The National Malaria Center on Nov 22 released its malaria report for the first nine months of this year. In comparison to the first nine months of 2002, the report noted that malaria cases decreased slightly this year.
Between January and September 2002, 77,437 cases were reported, while 76,912 have been reported in the first nine months of this year. Malaria deaths for the first nine months of the last two years have remained almost level, with 275 deaths in 2002 and 281 deaths in 2003.
Reported cases decreased significantly during the August and September malarial high season this year, compared with the same two months last year. However, reported malaria cases increased by a substantial margin between January and June, the low season, this year from those months in 2002.

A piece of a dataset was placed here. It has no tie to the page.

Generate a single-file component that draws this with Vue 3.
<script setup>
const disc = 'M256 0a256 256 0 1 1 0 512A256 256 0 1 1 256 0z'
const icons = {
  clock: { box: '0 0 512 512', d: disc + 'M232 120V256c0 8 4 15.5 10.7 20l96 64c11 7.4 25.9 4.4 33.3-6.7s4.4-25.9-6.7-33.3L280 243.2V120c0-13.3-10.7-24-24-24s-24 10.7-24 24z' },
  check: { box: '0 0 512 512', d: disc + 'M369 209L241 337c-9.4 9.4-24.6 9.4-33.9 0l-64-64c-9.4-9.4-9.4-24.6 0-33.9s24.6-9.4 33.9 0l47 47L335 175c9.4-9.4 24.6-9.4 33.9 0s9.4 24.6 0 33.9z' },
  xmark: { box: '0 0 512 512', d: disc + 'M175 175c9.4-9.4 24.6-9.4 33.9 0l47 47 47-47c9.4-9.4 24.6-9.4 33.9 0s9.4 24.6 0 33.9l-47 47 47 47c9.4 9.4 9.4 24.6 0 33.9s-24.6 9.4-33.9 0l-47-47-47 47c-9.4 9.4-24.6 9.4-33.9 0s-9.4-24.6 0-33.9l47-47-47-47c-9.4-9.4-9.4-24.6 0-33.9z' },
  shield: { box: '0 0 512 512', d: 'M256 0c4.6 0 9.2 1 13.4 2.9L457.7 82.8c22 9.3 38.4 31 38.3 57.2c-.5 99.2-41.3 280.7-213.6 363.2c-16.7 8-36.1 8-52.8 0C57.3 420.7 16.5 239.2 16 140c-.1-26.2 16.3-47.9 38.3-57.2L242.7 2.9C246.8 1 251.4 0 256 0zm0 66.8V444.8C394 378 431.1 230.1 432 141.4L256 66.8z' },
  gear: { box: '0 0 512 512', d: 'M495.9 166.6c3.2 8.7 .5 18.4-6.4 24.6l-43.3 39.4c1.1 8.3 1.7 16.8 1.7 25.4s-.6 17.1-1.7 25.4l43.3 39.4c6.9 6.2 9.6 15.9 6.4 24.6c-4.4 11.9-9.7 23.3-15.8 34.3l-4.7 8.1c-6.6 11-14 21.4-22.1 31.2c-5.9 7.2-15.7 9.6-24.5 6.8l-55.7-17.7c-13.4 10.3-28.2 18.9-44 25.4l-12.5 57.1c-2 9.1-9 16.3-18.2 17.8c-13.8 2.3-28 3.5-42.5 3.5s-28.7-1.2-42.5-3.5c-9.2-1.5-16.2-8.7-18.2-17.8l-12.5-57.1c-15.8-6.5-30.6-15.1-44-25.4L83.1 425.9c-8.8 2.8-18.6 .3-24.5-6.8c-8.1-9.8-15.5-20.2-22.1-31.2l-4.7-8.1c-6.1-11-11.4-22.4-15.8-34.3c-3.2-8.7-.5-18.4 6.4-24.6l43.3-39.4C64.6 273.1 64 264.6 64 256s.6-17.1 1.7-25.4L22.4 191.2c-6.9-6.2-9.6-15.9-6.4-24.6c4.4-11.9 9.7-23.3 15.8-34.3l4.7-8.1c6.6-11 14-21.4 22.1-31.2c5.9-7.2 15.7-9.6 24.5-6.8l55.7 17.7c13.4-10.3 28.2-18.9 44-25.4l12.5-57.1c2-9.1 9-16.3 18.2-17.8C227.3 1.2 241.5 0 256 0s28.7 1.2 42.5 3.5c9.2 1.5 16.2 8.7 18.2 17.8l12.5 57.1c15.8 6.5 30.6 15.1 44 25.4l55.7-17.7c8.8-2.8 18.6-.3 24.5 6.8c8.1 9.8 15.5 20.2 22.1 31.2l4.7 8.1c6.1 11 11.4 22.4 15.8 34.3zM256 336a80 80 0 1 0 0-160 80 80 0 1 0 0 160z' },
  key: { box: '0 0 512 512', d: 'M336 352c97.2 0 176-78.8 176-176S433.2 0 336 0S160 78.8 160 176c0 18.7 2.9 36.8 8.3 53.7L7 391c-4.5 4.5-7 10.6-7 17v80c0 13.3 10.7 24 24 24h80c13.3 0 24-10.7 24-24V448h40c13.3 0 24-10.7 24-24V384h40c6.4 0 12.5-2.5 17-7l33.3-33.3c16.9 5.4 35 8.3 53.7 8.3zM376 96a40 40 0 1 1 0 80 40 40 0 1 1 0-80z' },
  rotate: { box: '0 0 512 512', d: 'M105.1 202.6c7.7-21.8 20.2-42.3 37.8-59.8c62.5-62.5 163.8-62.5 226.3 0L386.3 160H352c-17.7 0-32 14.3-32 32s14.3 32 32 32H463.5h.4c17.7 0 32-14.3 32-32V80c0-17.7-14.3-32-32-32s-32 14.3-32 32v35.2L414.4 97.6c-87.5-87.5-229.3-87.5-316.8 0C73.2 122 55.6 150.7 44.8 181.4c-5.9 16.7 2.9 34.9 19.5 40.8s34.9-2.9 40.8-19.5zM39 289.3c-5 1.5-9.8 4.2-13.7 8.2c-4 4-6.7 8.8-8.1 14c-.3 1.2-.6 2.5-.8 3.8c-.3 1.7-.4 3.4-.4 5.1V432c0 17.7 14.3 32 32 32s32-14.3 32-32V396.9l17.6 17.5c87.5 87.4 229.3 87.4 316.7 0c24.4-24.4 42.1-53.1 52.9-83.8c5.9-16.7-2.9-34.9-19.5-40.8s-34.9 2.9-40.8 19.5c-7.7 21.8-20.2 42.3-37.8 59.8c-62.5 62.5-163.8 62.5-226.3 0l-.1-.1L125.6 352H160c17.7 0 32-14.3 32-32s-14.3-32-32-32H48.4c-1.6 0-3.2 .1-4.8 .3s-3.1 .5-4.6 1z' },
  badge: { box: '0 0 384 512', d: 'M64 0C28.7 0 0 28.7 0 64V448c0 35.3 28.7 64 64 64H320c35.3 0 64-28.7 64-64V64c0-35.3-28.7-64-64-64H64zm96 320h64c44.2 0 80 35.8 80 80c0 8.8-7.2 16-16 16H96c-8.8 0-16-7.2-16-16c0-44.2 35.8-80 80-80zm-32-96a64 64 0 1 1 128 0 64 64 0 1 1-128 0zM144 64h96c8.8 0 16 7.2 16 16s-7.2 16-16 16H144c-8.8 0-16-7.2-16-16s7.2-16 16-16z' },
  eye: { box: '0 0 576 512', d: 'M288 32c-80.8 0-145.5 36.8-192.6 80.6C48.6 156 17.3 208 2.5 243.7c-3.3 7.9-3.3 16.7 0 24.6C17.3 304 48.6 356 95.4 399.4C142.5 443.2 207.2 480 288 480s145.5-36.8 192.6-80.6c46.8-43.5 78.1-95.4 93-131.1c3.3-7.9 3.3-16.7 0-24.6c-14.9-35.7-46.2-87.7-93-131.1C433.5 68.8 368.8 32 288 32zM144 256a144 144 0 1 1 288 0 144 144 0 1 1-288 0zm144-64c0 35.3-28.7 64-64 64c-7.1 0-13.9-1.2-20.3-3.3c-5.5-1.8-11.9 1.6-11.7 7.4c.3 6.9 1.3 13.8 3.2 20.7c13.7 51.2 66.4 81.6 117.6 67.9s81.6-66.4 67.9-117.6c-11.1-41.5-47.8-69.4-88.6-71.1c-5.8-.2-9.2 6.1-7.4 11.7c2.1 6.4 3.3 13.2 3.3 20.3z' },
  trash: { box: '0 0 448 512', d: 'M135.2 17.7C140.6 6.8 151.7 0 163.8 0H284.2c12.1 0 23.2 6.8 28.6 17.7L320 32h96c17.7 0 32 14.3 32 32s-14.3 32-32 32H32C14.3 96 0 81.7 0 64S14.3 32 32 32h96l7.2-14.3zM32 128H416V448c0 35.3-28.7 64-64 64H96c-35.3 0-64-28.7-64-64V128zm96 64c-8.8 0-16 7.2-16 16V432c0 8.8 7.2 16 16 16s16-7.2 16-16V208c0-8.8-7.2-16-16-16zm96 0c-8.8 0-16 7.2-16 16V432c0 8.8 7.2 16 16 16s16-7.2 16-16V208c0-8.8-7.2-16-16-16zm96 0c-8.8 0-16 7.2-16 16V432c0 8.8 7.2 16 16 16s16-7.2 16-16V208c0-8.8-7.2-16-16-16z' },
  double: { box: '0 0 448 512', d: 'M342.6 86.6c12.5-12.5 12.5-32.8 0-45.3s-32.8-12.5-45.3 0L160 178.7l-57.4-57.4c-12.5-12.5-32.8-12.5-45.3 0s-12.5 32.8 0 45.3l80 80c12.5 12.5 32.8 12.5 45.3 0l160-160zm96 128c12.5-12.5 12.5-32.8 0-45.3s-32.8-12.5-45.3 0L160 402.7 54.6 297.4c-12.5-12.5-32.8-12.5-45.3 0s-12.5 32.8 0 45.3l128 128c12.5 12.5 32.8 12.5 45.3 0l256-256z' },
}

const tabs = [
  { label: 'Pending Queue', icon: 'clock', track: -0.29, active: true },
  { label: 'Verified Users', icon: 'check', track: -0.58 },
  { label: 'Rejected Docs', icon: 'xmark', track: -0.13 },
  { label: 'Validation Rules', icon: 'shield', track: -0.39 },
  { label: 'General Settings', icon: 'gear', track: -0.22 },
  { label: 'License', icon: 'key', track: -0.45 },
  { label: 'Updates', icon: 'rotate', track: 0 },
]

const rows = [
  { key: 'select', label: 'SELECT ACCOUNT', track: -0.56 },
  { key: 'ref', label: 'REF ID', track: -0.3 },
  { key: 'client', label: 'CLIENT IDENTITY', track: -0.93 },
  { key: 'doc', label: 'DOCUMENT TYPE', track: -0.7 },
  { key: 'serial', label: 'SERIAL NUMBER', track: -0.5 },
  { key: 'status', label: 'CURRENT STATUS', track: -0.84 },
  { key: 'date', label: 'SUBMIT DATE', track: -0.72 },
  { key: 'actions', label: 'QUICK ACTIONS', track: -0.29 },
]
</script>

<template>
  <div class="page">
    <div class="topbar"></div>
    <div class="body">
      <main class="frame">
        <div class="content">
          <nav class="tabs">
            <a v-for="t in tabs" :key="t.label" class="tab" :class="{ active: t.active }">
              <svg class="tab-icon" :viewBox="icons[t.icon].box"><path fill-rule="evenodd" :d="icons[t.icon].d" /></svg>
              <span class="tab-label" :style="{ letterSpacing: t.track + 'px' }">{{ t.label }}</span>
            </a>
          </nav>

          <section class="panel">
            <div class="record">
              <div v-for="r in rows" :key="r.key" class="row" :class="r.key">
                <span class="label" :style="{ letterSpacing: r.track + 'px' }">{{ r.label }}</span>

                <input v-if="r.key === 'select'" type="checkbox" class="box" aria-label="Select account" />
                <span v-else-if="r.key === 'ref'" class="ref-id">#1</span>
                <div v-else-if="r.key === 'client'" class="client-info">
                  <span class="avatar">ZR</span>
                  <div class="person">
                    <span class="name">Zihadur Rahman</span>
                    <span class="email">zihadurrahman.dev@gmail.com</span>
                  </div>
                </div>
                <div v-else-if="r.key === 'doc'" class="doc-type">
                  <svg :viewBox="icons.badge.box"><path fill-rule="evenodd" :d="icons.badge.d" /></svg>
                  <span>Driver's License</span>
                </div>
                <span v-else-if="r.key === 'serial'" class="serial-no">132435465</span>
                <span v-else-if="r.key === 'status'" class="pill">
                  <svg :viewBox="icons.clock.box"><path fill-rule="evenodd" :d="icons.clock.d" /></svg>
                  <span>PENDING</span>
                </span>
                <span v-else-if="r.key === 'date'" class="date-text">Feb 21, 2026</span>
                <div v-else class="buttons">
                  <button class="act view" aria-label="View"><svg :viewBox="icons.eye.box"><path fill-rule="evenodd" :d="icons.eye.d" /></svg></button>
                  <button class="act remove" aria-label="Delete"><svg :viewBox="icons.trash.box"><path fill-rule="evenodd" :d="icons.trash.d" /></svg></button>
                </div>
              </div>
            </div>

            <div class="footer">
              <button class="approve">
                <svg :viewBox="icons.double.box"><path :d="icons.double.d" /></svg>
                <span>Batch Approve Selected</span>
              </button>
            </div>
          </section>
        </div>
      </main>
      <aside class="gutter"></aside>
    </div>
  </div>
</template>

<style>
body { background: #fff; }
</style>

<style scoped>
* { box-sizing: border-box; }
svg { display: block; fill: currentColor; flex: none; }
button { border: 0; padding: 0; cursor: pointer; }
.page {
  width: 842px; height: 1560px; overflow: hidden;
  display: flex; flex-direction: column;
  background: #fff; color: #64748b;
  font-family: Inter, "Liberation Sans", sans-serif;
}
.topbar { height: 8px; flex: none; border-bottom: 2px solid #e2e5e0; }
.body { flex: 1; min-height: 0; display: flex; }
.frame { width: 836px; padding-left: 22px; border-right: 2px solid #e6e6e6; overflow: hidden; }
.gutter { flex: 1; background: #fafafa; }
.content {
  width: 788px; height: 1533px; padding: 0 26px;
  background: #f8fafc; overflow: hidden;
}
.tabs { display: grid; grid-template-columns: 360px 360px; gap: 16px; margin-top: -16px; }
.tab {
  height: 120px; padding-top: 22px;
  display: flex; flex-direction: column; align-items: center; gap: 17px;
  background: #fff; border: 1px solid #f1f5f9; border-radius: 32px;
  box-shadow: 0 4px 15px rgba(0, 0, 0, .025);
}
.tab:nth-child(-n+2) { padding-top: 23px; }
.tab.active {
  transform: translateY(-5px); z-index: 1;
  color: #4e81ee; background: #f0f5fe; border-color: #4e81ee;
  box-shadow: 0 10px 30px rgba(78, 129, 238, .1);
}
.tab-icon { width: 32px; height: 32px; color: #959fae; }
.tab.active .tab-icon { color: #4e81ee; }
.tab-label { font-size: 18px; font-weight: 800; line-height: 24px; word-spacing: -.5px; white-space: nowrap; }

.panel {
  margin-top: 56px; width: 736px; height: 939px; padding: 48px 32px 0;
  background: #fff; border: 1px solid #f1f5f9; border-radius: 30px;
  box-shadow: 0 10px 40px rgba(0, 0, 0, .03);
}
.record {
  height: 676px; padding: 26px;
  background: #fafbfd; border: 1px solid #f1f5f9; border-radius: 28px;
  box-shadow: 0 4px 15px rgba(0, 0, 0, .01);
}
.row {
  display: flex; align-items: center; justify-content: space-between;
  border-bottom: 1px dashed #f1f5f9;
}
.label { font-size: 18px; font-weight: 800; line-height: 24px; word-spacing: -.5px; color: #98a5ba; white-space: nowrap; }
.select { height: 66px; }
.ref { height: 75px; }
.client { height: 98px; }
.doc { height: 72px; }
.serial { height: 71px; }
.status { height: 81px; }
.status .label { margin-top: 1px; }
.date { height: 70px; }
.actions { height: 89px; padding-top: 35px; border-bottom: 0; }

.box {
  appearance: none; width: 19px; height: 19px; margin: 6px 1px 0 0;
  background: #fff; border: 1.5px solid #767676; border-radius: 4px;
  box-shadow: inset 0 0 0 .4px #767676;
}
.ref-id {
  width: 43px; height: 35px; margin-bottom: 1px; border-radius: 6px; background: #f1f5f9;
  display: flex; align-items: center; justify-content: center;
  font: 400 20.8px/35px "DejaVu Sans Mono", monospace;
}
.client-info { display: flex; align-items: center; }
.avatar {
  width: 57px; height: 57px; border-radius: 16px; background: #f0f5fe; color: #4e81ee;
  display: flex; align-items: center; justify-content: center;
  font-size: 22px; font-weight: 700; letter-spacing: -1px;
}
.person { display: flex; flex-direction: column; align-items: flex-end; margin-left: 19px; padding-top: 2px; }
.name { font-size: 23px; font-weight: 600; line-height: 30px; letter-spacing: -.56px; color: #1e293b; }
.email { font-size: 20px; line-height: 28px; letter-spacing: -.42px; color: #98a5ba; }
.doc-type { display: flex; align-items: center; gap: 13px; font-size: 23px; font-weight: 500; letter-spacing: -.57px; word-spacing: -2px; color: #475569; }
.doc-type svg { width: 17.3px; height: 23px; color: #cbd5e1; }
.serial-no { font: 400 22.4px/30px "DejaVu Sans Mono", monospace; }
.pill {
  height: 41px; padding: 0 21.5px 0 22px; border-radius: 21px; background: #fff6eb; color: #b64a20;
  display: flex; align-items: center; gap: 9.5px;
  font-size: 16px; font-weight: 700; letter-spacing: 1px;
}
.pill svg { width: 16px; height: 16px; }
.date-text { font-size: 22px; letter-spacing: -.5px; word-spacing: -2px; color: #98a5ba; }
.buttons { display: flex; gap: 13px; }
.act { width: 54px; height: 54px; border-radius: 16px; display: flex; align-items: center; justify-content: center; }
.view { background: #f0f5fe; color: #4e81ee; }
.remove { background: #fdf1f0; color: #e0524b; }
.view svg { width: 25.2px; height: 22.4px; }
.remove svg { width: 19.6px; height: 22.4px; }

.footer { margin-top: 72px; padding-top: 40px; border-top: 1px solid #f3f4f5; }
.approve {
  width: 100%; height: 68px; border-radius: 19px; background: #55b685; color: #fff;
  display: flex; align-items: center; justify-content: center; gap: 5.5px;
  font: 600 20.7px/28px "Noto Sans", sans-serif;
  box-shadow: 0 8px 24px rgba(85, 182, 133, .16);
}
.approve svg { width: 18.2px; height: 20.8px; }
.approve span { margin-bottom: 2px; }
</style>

Dr Kim Yadany, a medical officer for the World Health Organization who works with the National Malaria Center, said the number of cases may have increased in the first six months of this year, compared to the same period in 2002, because of a shortage of insecticide.
Kim Yadany was impressed with the decrease in malaria cases during August and September but said that the National Malaria Center’s report was by no means conclusive for the total number of malaria cases in Cambodia.
“Only about 20 percent of all malaria cases are represented by these statistics,” she said. “The data was taken from public sector health centers, referral hospitals—places that the government can monitor.”
According to research by the WHO and the National Malaria Center, most malaria cases are treated by the private sector—traditional village healers, drug vendors, and other avenues of treatment.
“We are seeing positive results in local villages outside the access of the larger health centers,” Kim Yadany said. “We deal with people who are so poor that they refuse to go to the health center because it costs too much. Our main goal is to reach the people who need help the most.”
The number of reported malaria cases can also increase because of a more comprehensive reporting system.
“When areas that were not reporting, such as areas that were under the control of the Khmer Rouge, all started reporting, it caused increased numbers of reported malaria cases,” Kim Yadany said.
“Provinces began to report their malaria cases because they realized if they reported them, they could get more mosquito nets and other resources,” she said.
It is not possible for the National Malaria Center to accurately record all the malaria cases treated by the private sector, which is by far the treatment most often sought, Kim Yadany added.
“The malaria data from the National Malaria Center is still the best information available,” she said, adding one caveat: “But it shows only the tip of the iceberg.”